***** Data lines *****

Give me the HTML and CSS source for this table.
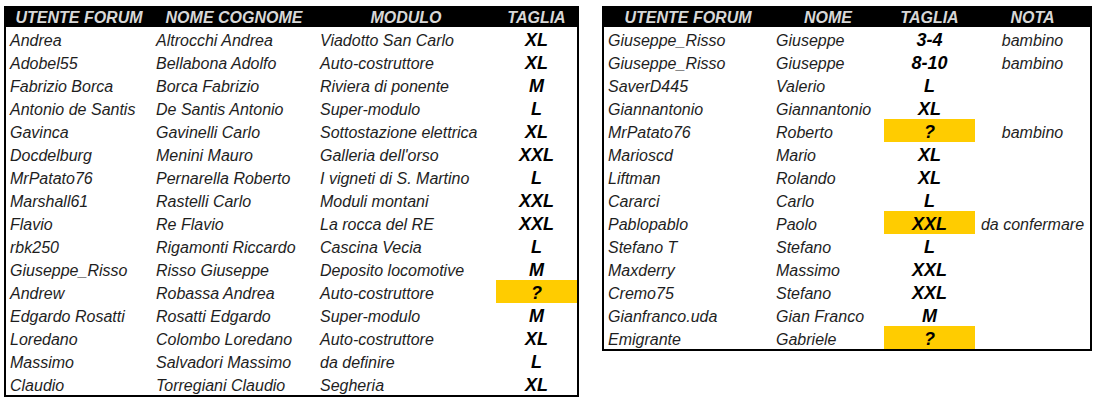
FILE: index.html
```html
<!DOCTYPE html>
<html lang="it">
<head>
<meta charset="utf-8">
<title>Taglie</title>
<link rel="stylesheet" href="styles.css">
</head>
<body>
<div class="page">
  <div class="sheet sheet-left">
    <div class="row head"><div>UTENTE FORUM</div><div>NOME COGNOME</div><div>MODULO</div><div>TAGLIA</div></div>
    <div class="row"><div class="txt">Andrea</div><div class="txt">Altrocchi Andrea</div><div class="txt">Viadotto San Carlo</div><div class="size">XL</div></div>
    <div class="row"><div class="txt">Adobel55</div><div class="txt">Bellabona Adolfo</div><div class="txt">Auto-costruttore</div><div class="size">XL</div></div>
    <div class="row"><div class="txt">Fabrizio Borca</div><div class="txt">Borca Fabrizio</div><div class="txt">Riviera di ponente</div><div class="size">M</div></div>
    <div class="row"><div class="txt">Antonio de Santis</div><div class="txt">De Santis Antonio</div><div class="txt">Super-modulo</div><div class="size">L</div></div>
    <div class="row"><div class="txt">Gavinca</div><div class="txt">Gavinelli Carlo</div><div class="txt">Sottostazione elettrica</div><div class="size">XL</div></div>
    <div class="row"><div class="txt">Docdelburg</div><div class="txt">Menini Mauro</div><div class="txt">Galleria dell'orso</div><div class="size">XXL</div></div>
    <div class="row"><div class="txt">MrPatato76</div><div class="txt">Pernarella Roberto</div><div class="txt">I vigneti di S. Martino</div><div class="size">L</div></div>
    <div class="row"><div class="txt">Marshall61</div><div class="txt">Rastelli Carlo</div><div class="txt">Moduli montani</div><div class="size">XXL</div></div>
    <div class="row"><div class="txt">Flavio</div><div class="txt">Re Flavio</div><div class="txt">La rocca del RE</div><div class="size">XXL</div></div>
    <div class="row"><div class="txt">rbk250</div><div class="txt">Rigamonti Riccardo</div><div class="txt">Cascina Vecia</div><div class="size">L</div></div>
    <div class="row"><div class="txt">Giuseppe_Risso</div><div class="txt">Risso Giuseppe</div><div class="txt">Deposito locomotive</div><div class="size">M</div></div>
    <div class="row"><div class="txt">Andrew</div><div class="txt">Robassa Andrea</div><div class="txt">Auto-costruttore</div><div class="size hl">?</div></div>
    <div class="row"><div class="txt">Edgardo Rosatti</div><div class="txt">Rosatti Edgardo</div><div class="txt">Super-modulo</div><div class="size">M</div></div>
    <div class="row"><div class="txt">Loredano</div><div class="txt">Colombo Loredano</div><div class="txt">Auto-costruttore</div><div class="size">XL</div></div>
    <div class="row"><div class="txt">Massimo</div><div class="txt">Salvadori Massimo</div><div class="txt">da definire</div><div class="size">L</div></div>
    <div class="row"><div class="txt">Claudio</div><div class="txt">Torregiani Claudio</div><div class="txt">Segheria</div><div class="size">XL</div></div>
  </div>

  <div class="sheet sheet-right">
    <div class="row head"><div>UTENTE FORUM</div><div>NOME</div><div>TAGLIA</div><div>NOTA</div></div>
    <div class="row"><div class="txt">Giuseppe_Risso</div><div class="txt">Giuseppe</div><div class="size">3-4</div><div class="note">bambino</div></div>
    <div class="row"><div class="txt">Giuseppe_Risso</div><div class="txt">Giuseppe</div><div class="size">8-10</div><div class="note">bambino</div></div>
    <div class="row"><div class="txt">SaverD445</div><div class="txt">Valerio</div><div class="size">L</div><div class="note"></div></div>
    <div class="row"><div class="txt">Giannantonio</div><div class="txt">Giannantonio</div><div class="size">XL</div><div class="note"></div></div>
    <div class="row"><div class="txt">MrPatato76</div><div class="txt">Roberto</div><div class="size hl">?</div><div class="note">bambino</div></div>
    <div class="row"><div class="txt">Marioscd</div><div class="txt">Mario</div><div class="size">XL</div><div class="note"></div></div>
    <div class="row"><div class="txt">Liftman</div><div class="txt">Rolando</div><div class="size">XL</div><div class="note"></div></div>
    <div class="row"><div class="txt">Cararci</div><div class="txt">Carlo</div><div class="size">L</div><div class="note"></div></div>
    <div class="row"><div class="txt">Pablopablo</div><div class="txt">Paolo</div><div class="size hl">XXL</div><div class="note">da confermare</div></div>
    <div class="row"><div class="txt">Stefano T</div><div class="txt">Stefano</div><div class="size">L</div><div class="note"></div></div>
    <div class="row"><div class="txt">Maxderry</div><div class="txt">Massimo</div><div class="size">XXL</div><div class="note"></div></div>
    <div class="row"><div class="txt">Cremo75</div><div class="txt">Stefano</div><div class="size">XXL</div><div class="note"></div></div>
    <div class="row"><div class="txt">Gianfranco.uda</div><div class="txt">Gian Franco</div><div class="size">M</div><div class="note"></div></div>
    <div class="row"><div class="txt">Emigrante</div><div class="txt">Gabriele</div><div class="size hl">?</div><div class="note"></div></div>
  </div>
</div>
</body>
</html>
```

FILE: styles.css
```css
html, body {
  margin: 0;
  padding: 0;
  background: #ffffff;
}

body {
  font-family: "Liberation Sans", Arial, sans-serif;
  font-style: italic;
  color: #1e1e1e;
}

.page {
  display: flex;
  align-items: flex-start;
  gap: 23px;
  padding: 6px 0 0 4px;
}

.sheet {
  border: 2px solid #000000;
  border-top: 0;
  background: #ffffff;
}

.sheet-left {
  --cols: 146px 164px 180px 81px;
}

.sheet-right {
  --cols: 168px 112px 91px 115px;
}

.row {
  display: grid;
  grid-template-columns: var(--cols);
  height: 23px;
}

.row > div {
  box-sizing: border-box;
  height: 23px;
  white-space: nowrap;
  overflow: visible;
}

.row.head {
  background: #000000;
  height: 21px;
  margin: 0 -2px;
  padding: 0 2px;
  box-sizing: content-box;
}

.row.head > div {
  height: 21px;
  line-height: 21px;
  padding-top: 1px;
  text-align: center;
  color: #d8d8d8;
  font-weight: bold;
  font-size: 16px;
}

.txt {
  font-size: 16px;
  line-height: 21px;
  padding: 3px 0 0 4px;
}

.note {
  font-size: 16px;
  line-height: 21px;
  padding-top: 3px;
  text-align: center;
}

.size {
  font-size: 18px;
  font-weight: bold;
  line-height: 21px;
  padding-top: 3px;
  text-align: center;
  color: #000000;
}

.size.hl {
  background: #ffcc00;
}
```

*****

What the task asks → Restate the data above word for word. Do not include the images.

Output below →
Give me the HTML and CSS source for this table.
FILE: index.html
```html
<!DOCTYPE html>
<html lang="it">
<head>
<meta charset="utf-8">
<title>Taglie</title>
<link rel="stylesheet" href="styles.css">
</head>
<body>
<div class="page">
  <div class="sheet sheet-left">
    <div class="row head"><div>UTENTE FORUM</div><div>NOME COGNOME</div><div>MODULO</div><div>TAGLIA</div></div>
    <div class="row"><div class="txt">Andrea</div><div class="txt">Altrocchi Andrea</div><div class="txt">Viadotto San Carlo</div><div class="size">XL</div></div>
    <div class="row"><div class="txt">Adobel55</div><div class="txt">Bellabona Adolfo</div><div class="txt">Auto-costruttore</div><div class="size">XL</div></div>
    <div class="row"><div class="txt">Fabrizio Borca</div><div class="txt">Borca Fabrizio</div><div class="txt">Riviera di ponente</div><div class="size">M</div></div>
    <div class="row"><div class="txt">Antonio de Santis</div><div class="txt">De Santis Antonio</div><div class="txt">Super-modulo</div><div class="size">L</div></div>
    <div class="row"><div class="txt">Gavinca</div><div class="txt">Gavinelli Carlo</div><div class="txt">Sottostazione elettrica</div><div class="size">XL</div></div>
    <div class="row"><div class="txt">Docdelburg</div><div class="txt">Menini Mauro</div><div class="txt">Galleria dell'orso</div><div class="size">XXL</div></div>
    <div class="row"><div class="txt">MrPatato76</div><div class="txt">Pernarella Roberto</div><div class="txt">I vigneti di S. Martino</div><div class="size">L</div></div>
    <div class="row"><div class="txt">Marshall61</div><div class="txt">Rastelli Carlo</div><div class="txt">Moduli montani</div><div class="size">XXL</div></div>
    <div class="row"><div class="txt">Flavio</div><div class="txt">Re Flavio</div><div class="txt">La rocca del RE</div><div class="size">XXL</div></div>
    <div class="row"><div class="txt">rbk250</div><div class="txt">Rigamonti Riccardo</div><div class="txt">Cascina Vecia</div><div class="size">L</div></div>
    <div class="row"><div class="txt">Giuseppe_Risso</div><div class="txt">Risso Giuseppe</div><div class="txt">Deposito locomotive</div><div class="size">M</div></div>
    <div class="row"><div class="txt">Andrew</div><div class="txt">Robassa Andrea</div><div class="txt">Auto-costruttore</div><div class="size hl">?</div></div>
    <div class="row"><div class="txt">Edgardo Rosatti</div><div class="txt">Rosatti Edgardo</div><div class="txt">Super-modulo</div><div class="size">M</div></div>
    <div class="row"><div class="txt">Loredano</div><div class="txt">Colombo Loredano</div><div class="txt">Auto-costruttore</div><div class="size">XL</div></div>
    <div class="row"><div class="txt">Massimo</div><div class="txt">Salvadori Massimo</div><div class="txt">da definire</div><div class="size">L</div></div>
    <div class="row"><div class="txt">Claudio</div><div class="txt">Torregiani Claudio</div><div class="txt">Segheria</div><div class="size">XL</div></div>
  </div>

  <div class="sheet sheet-right">
    <div class="row head"><div>UTENTE FORUM</div><div>NOME</div><div>TAGLIA</div><div>NOTA</div></div>
    <div class="row"><div class="txt">Giuseppe_Risso</div><div class="txt">Giuseppe</div><div class="size">3-4</div><div class="note">bambino</div></div>
    <div class="row"><div class="txt">Giuseppe_Risso</div><div class="txt">Giuseppe</div><div class="size">8-10</div><div class="note">bambino</div></div>
    <div class="row"><div class="txt">SaverD445</div><div class="txt">Valerio</div><div class="size">L</div><div class="note"></div></div>
    <div class="row"><div class="txt">Giannantonio</div><div class="txt">Giannantonio</div><div class="size">XL</div><div class="note"></div></div>
    <div class="row"><div class="txt">MrPatato76</div><div class="txt">Roberto</div><div class="size hl">?</div><div class="note">bambino</div></div>
    <div class="row"><div class="txt">Marioscd</div><div class="txt">Mario</div><div class="size">XL</div><div class="note"></div></div>
    <div class="row"><div class="txt">Liftman</div><div class="txt">Rolando</div><div class="size">XL</div><div class="note"></div></div>
    <div class="row"><div class="txt">Cararci</div><div class="txt">Carlo</div><div class="size">L</div><div class="note"></div></div>
    <div class="row"><div class="txt">Pablopablo</div><div class="txt">Paolo</div><div class="size hl">XXL</div><div class="note">da confermare</div></div>
    <div class="row"><div class="txt">Stefano T</div><div class="txt">Stefano</div><div class="size">L</div><div class="note"></div></div>
    <div class="row"><div class="txt">Maxderry</div><div class="txt">Massimo</div><div class="size">XXL</div><div class="note"></div></div>
    <div class="row"><div class="txt">Cremo75</div><div class="txt">Stefano</div><div class="size">XXL</div><div class="note"></div></div>
    <div class="row"><div class="txt">Gianfranco.uda</div><div class="txt">Gian Franco</div><div class="size">M</div><div class="note"></div></div>
    <div class="row"><div class="txt">Emigrante</div><div class="txt">Gabriele</div><div class="size hl">?</div><div class="note"></div></div>
  </div>
</div>
</body>
</html>
```

FILE: styles.css
```css
html, body {
  margin: 0;
  padding: 0;
  background: #ffffff;
}

body {
  font-family: "Liberation Sans", Arial, sans-serif;
  font-style: italic;
  color: #1e1e1e;
}

.page {
  display: flex;
  align-items: flex-start;
  gap: 23px;
  padding: 6px 0 0 4px;
}

.sheet {
  border: 2px solid #000000;
  border-top: 0;
  background: #ffffff;
}

.sheet-left {
  --cols: 146px 164px 180px 81px;
}

.sheet-right {
  --cols: 168px 112px 91px 115px;
}

.row {
  display: grid;
  grid-template-columns: var(--cols);
  height: 23px;
}

.row > div {
  box-sizing: border-box;
  height: 23px;
  white-space: nowrap;
  overflow: visible;
}

.row.head {
  background: #000000;
  height: 21px;
  margin: 0 -2px;
  padding: 0 2px;
  box-sizing: content-box;
}

.row.head > div {
  height: 21px;
  line-height: 21px;
  padding-top: 1px;
  text-align: center;
  color: #d8d8d8;
  font-weight: bold;
  font-size: 16px;
}

.txt {
  font-size: 16px;
  line-height: 21px;
  padding: 3px 0 0 4px;
}

.note {
  font-size: 16px;
  line-height: 21px;
  padding-top: 3px;
  text-align: center;
}

.size {
  font-size: 18px;
  font-weight: bold;
  line-height: 21px;
  padding-top: 3px;
  text-align: center;
  color: #000000;
}

.size.hl {
  background: #ffcc00;
}
```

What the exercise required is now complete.